Welche Rolle spielt die kritische Grösse eines Instituts?

Abgesehen davon, dass es gilt, die gesetzlichen Vorgaben zu erfüllen, glaube ich nicht, dass es da einen wesentlichen Grössenvorteil gibt. Der Umgang mit Anlageprodukten und die damit verbundene Expertise sind viel wichtiger. Und es braucht eine Dienstleistungskultur im Sinne des Kunden, die darüber hinausgeht, bloss irgendwelche Finanzinstrumente zu verkaufen.

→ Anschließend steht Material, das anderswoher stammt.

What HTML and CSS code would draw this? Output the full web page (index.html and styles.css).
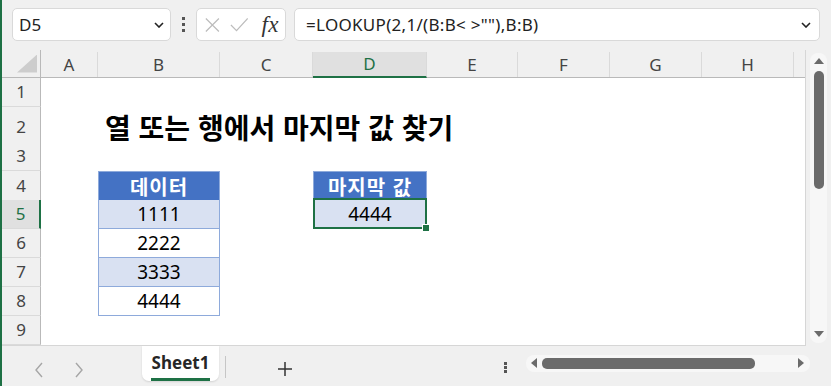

Der Italiener Rodolfo «Rudi» Bogni sitzt im Stiftungsrat der LGT Group Foundation, dem Aufsichtsgremium der liechtensteinischen Fürstenbank LGT, und leitet unter anderem auch den Stiftungsrat der britischen Investmentgesellschaft Northill Capital. Der heute 71-jährige Finanzfachmann leitete in den späten 1990er-Jahren die Privatbank der UBS. Bogni machte auch von sich reden, weil er zuvor für zwei Jahre seine Position als CEO des damaligen Schweizerischen Bankvereins in London aufgab, um an der Universität Finanzmathematik zu studieren. Das Interview mit ihm fand unlängst in Zürich am Rande einer Veranstaltung des Swiss Finance Institute (SFI) und der Beratungsfirma Capco statt.